DALIAN, China — He delivers rants about unfaithful girlfriends, sky-high housing prices and spoiled young people. He films himself spinning on his head and doing push-ups at the gym. He sings about love and desperation and shouts like a military sergeant.
Not long ago, Li Tianyou was a scrawny junior high school dropout struggling to make a living in China’s dreary industrial northeast.
Now, he is one of China’s best-known internet personalities, commanding a fan base of 22 million people for his live video streams and earning more than $2 million a year in payments from his fans.
With his crude jokes and rat-a-tat riffs on modern life, Mr. Li has become a hero to a generation of disaffected young people in China’s smaller cities and rural areas. Many of them are spiteful toward elites, skeptical of authority and eager for an escape from menial work.

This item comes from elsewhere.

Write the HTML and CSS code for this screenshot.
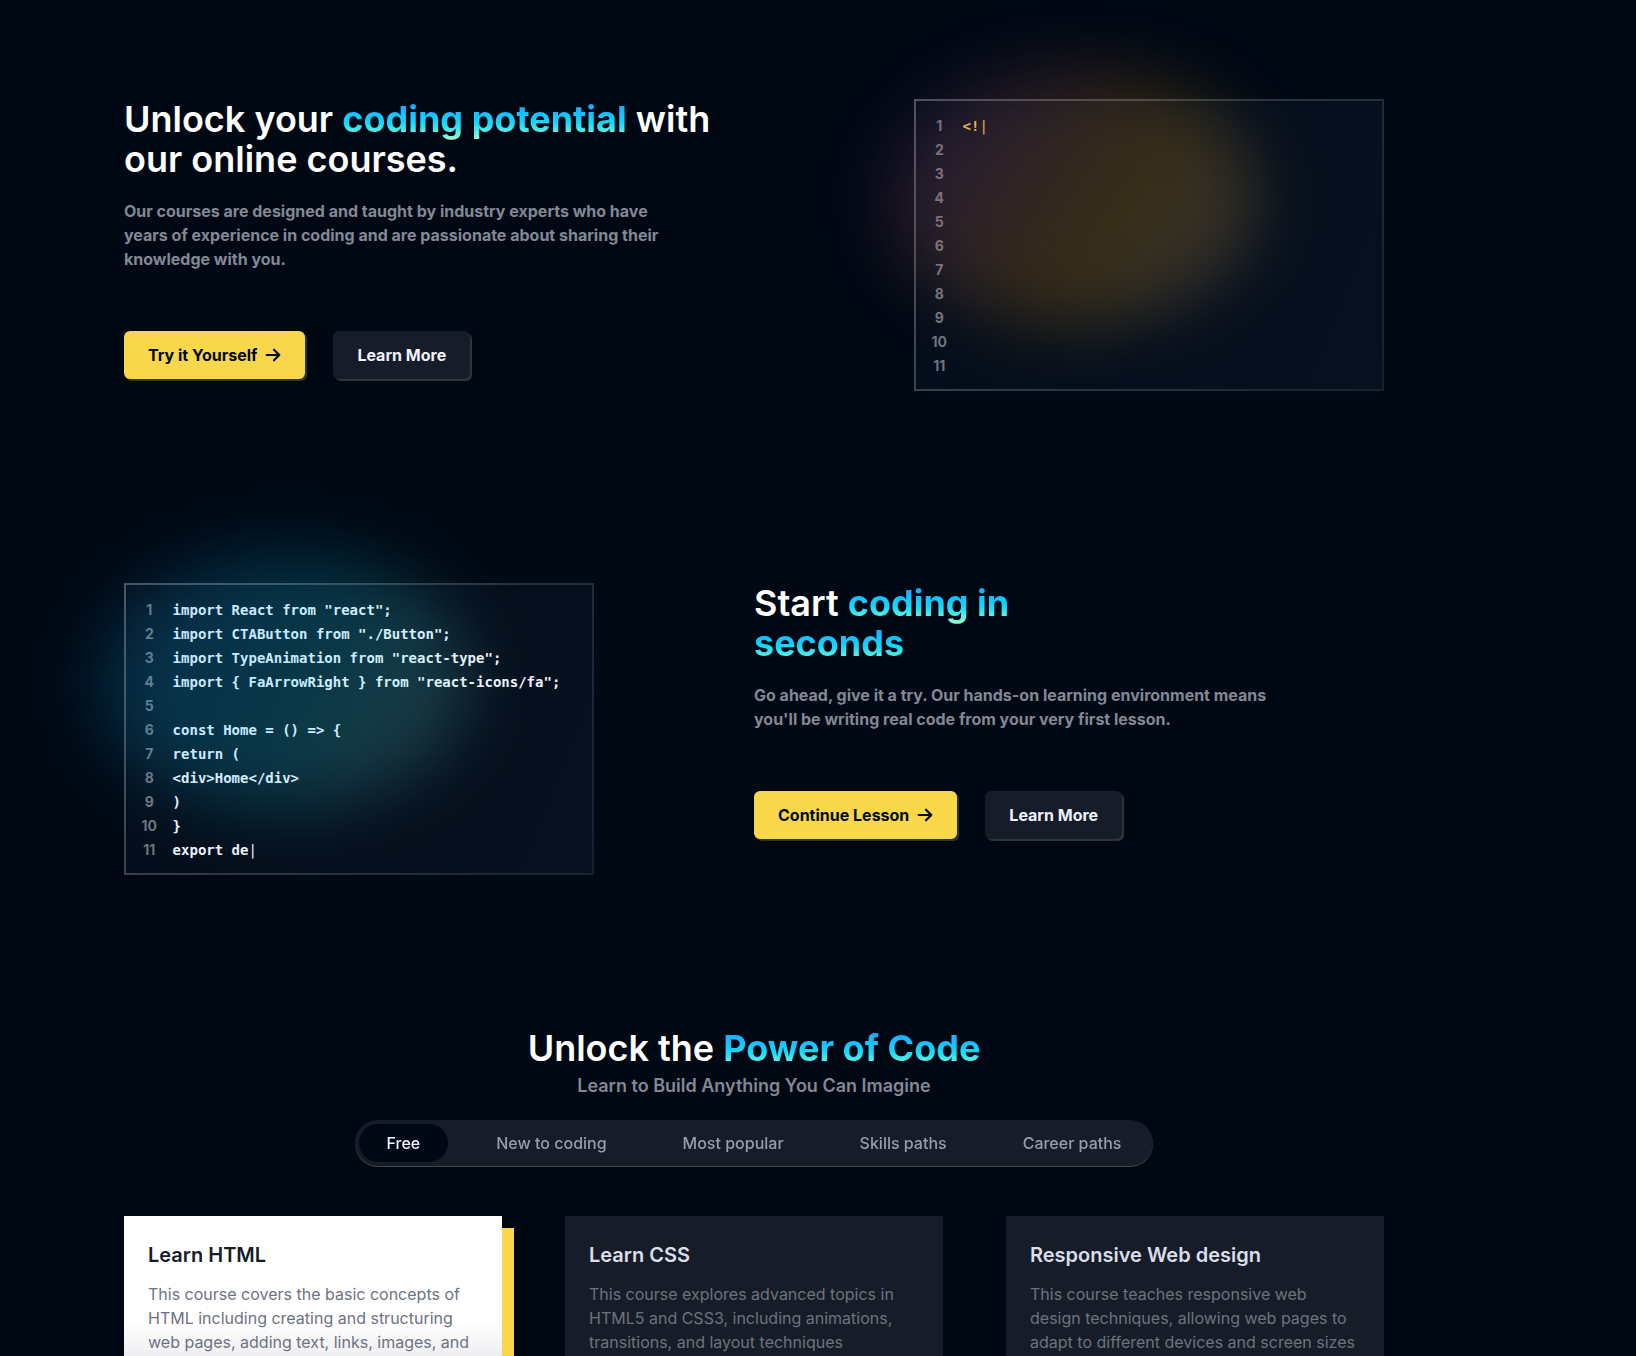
FILE: index.html
```html
<!DOCTYPE html>
<html lang="en">
<head>
<meta charset="utf-8">
<title>Home</title>
<link rel="stylesheet" href="styles.css">
</head>
<body>
<main class="container">
  <section class="codeblock">
    <div class="cb-text">
      <h1 class="cb-heading">Unlock your <span class="hl">coding potential</span> with our online courses.</h1>
      <p class="cb-sub">Our courses are designed and taught by industry experts who have years of experience in coding and are passionate about sharing their knowledge with you.</p>
      <div class="cb-btns">
        <a class="btn btn-yellow" href="#">Try it Yourself
          <svg class="arrow" viewBox="0 0 24 24" width="16" height="16"><path d="M2.5 12h19M13.5 4l8 8-8 8" fill="none" stroke="currentColor" stroke-width="3.2" stroke-linecap="round" stroke-linejoin="round"/></svg>
        </a>
        <a class="btn btn-dark" href="#">Learn More</a>
      </div>
    </div>
    <div class="code-box">
      <div class="glow glow-warm"></div>
      <div class="line-nums">
        <span>1</span><span>2</span><span>3</span><span>4</span><span>5</span><span>6</span><span>7</span><span>8</span><span>9</span><span>10</span><span>11</span>
      </div>
      <div class="code code-yellow">&lt;!<span class="caret">|</span></div>
    </div>
  </section>

  <section class="codeblock codeblock-second">
    <div class="code-box">
      <div class="glow glow-cool"></div>
      <div class="line-nums">
        <span>1</span><span>2</span><span>3</span><span>4</span><span>5</span><span>6</span><span>7</span><span>8</span><span>9</span><span>10</span><span>11</span>
      </div>
      <div class="code code-white">import React from "react";
import CTAButton from "./Button";
import TypeAnimation from "react-type";
import { FaArrowRight } from "react-icons/fa";

const Home = () =&gt; {
return (
&lt;div&gt;Home&lt;/div&gt;
)
}
export de<span class="caret">|</span></div>
    </div>
    <div class="cb-text">
      <h2 class="cb-heading cb-heading-half">Start <span class="hl">coding in seconds</span></h2>
      <p class="cb-sub">Go ahead, give it a try. Our hands-on learning environment means you'll be writing real code from your very first lesson.</p>
      <div class="cb-btns">
        <a class="btn btn-yellow" href="#">Continue Lesson
          <svg class="arrow" viewBox="0 0 24 24" width="16" height="16"><path d="M2.5 12h19M13.5 4l8 8-8 8" fill="none" stroke="currentColor" stroke-width="3.2" stroke-linecap="round" stroke-linejoin="round"/></svg>
        </a>
        <a class="btn btn-dark" href="#">Learn More</a>
      </div>
    </div>
  </section>

  <section class="explore">
    <h2 class="explore-title">Unlock the <span class="hl">Power of Code</span></h2>
    <p class="explore-sub">Learn to Build Anything You Can Imagine</p>
    <div class="tabs">
      <div class="tab active">Free</div>
      <div class="tab">New to coding</div>
      <div class="tab">Most popular</div>
      <div class="tab">Skills paths</div>
      <div class="tab">Career paths</div>
    </div>
    <div class="cards">
      <div class="card active">
        <div class="card-body">
          <h3 class="card-title">Learn HTML</h3>
          <p class="card-desc">This course covers the basic concepts of HTML including creating and structuring web pages, adding text, links, images, and more.</p>
        </div>
        <div class="card-foot"><span>Beginner</span><span>6 Lessons</span></div>
      </div>
      <div class="card">
        <div class="card-body">
          <h3 class="card-title">Learn CSS</h3>
          <p class="card-desc">This course explores advanced topics in HTML5 and CSS3, including animations, transitions, and layout techniques</p>
        </div>
        <div class="card-foot"><span>Beginner</span><span>6 Lessons</span></div>
      </div>
      <div class="card">
        <div class="card-body">
          <h3 class="card-title">Responsive Web design</h3>
          <p class="card-desc">This course teaches responsive web design techniques, allowing web pages to adapt to different devices and screen sizes</p>
        </div>
        <div class="card-foot"><span>Beginner</span><span>6 Lessons</span></div>
      </div>
    </div>
  </section>
</main>
</body>
</html>
```

FILE: styles.css
```css
* {
  box-sizing: border-box;
  margin: 0;
  padding: 0;
}

html {
  overflow: hidden;
}

body {
  background: #000814;
  font-family: Inter, "Noto Sans", sans-serif;
  color: #F1F2FF;
  min-height: 1356px;
}

.container {
  width: 1260px;
  margin-left: 124px;
  padding-top: 99px;
}

.codeblock {
  display: flex;
  justify-content: space-between;
  align-items: flex-start;
}

.codeblock-second {
  margin-top: 192px;
}

.cb-text {
  width: 630px;
  display: flex;
  flex-direction: column;
  gap: 32px;
}

.cb-heading {
  font-size: 36px;
  line-height: 40px;
  font-weight: 600;
  color: #FFFFFF;
}

.cb-heading-half {
  width: 50%;
}

.hl {
  font-weight: 700;
  background: linear-gradient(to bottom, #1FA2FF 12%, #12D8FA 58%, #A6FFCB 100%);
  -webkit-background-clip: text;
  background-clip: text;
  color: transparent;
}

.cb-sub {
  width: 85%;
  margin-top: -12px;
  font-size: 16px;
  line-height: 24px;
  font-weight: 700;
  color: #838894;
}

.cb-btns {
  display: flex;
  gap: 28px;
  margin-top: 28px;
}

.btn {
  display: flex;
  align-items: center;
  gap: 8px;
  padding: 12px 24px;
  border-radius: 6px;
  font-size: 16px;
  line-height: 24px;
  font-weight: 700;
  text-decoration: none;
  box-shadow: 2px 2px 0 0 rgba(255, 255, 255, 0.18);
}

.btn-yellow {
  background: #F8D74A;
  color: #000814;
}

.btn-dark {
  background: #161D29;
  color: #F1F2FF;
}

.arrow {
  display: block;
}

.code-box {
  position: relative;
  width: 470px;
  display: flex;
  padding: 13px 0 11px;
  font-size: 14px;
  line-height: 24px;
  border: 2px solid transparent;
  border-image-slice: 1;
  border-image-source: linear-gradient(121deg, rgba(255, 255, 255, 0.28), rgba(255, 255, 255, 0.16) 50%, rgba(255, 255, 255, 0.08));
  background: linear-gradient(111.93deg, rgba(14, 26, 45, 0.24) -1.4%, rgba(17, 30, 50, 0.38) 104.96%);
}

.glow {
  position: absolute;
  width: 372.95px;
  height: 257.05px;
  left: calc(50% - 186.475px - 76.53px);
  top: calc(50% - 128.525px - 47.47px);
  border-radius: 100%;
  opacity: 0.2;
  filter: blur(34px);
  transform: matrix(1, 0, -0.01, 1, 0, 0);
  pointer-events: none;
}

.glow-warm {
  background: linear-gradient(123.77deg, #8A2BE2 -6.46%, #FFA500 59.04%, #F8F8FF 124.53%);
}

.glow-cool {
  background: linear-gradient(118.19deg, #1FA2FF -3.62%, #12D8FA 50.44%, #A6FFCB 104.51%);
}

.line-nums {
  width: 10%;
  display: flex;
  flex-direction: column;
  text-align: center;
  font-weight: 700;
  color: #6E727F;
}

.code {
  width: 90%;
  padding-right: 4px;
  font-family: "DejaVu Sans Mono", "Liberation Mono", monospace;
  font-weight: 700;
  white-space: pre;
}

.code-yellow {
  color: #E9C646;
}

.code-white {
  color: #F1F2FF;
}

.caret {
  font-weight: 400;
}

.explore {
  margin-top: 153px;
  text-align: center;
}

.explore-title {
  font-size: 36px;
  line-height: 40px;
  font-weight: 600;
  color: #FFFFFF;
}

.explore-sub {
  margin-top: 4px;
  font-size: 18px;
  line-height: 28px;
  font-weight: 600;
  color: #838894;
}

.tabs {
  display: flex;
  gap: 20px;
  width: max-content;
  margin: 20px auto 0;
  padding: 4px;
  background: #161D29;
  border-radius: 9999px;
  filter: drop-shadow(0 1.5px rgba(255, 255, 255, 0.25));
}

.tab {
  padding: 7px 28px;
  border-radius: 9999px;
  font-size: 16px;
  line-height: 24px;
  font-weight: 500;
  color: #999DAA;
}

.tab.active {
  background: #000814;
  color: #F1F2FF;
}

.cards {
  margin-top: 50px;
  display: flex;
  justify-content: space-between;
  text-align: left;
}

.card {
  width: 378px;
  height: 300px;
  background: #161D29;
  display: flex;
  flex-direction: column;
  justify-content: space-between;
}

.card.active {
  background: linear-gradient(to bottom, #FFFFFF 0%, #FFFFFF 36%, #EEEEF1 47%);
  box-shadow: 12px 12px 0 0 #F8D74A;
}

.card-body {
  height: 80%;
  padding: 25px 24px 24px;
  display: flex;
  flex-direction: column;
  gap: 13px;
  border-bottom: 2px dashed #6E727F;
}

.card-title {
  font-size: 20px;
  line-height: 28px;
  font-weight: 600;
  color: #DBDDEA;
}

.card.active .card-title {
  color: #161D29;
}

.card-desc {
  font-size: 16px;
  line-height: 24px;
  color: #6E727F;
}

.card-foot {
  display: flex;
  justify-content: space-between;
  padding: 12px 24px;
  font-size: 16px;
  color: #838894;
}
```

“I understand the hardness of their lives,” Mr. Li, 23, said during a recent visit to Dalian, a seaside northeastern city. “I spent my childhood watching sheep and cows and going to the river to swim.”
Mr. Li’s followers tune in daily to watch him laze on a couch, impersonate characters like rigid teachers and raucous cabdrivers and perform rap-like songs, known as hanmai, or microphone shouting.
Many of his compositions center on love, inequality and the struggles facing young people searching for meaning outside of China’s big cities.
Critics have called his work lowbrow, offensive and sexist. But Mr. Li says he believes the strength of his fan base shows his ideas resonate.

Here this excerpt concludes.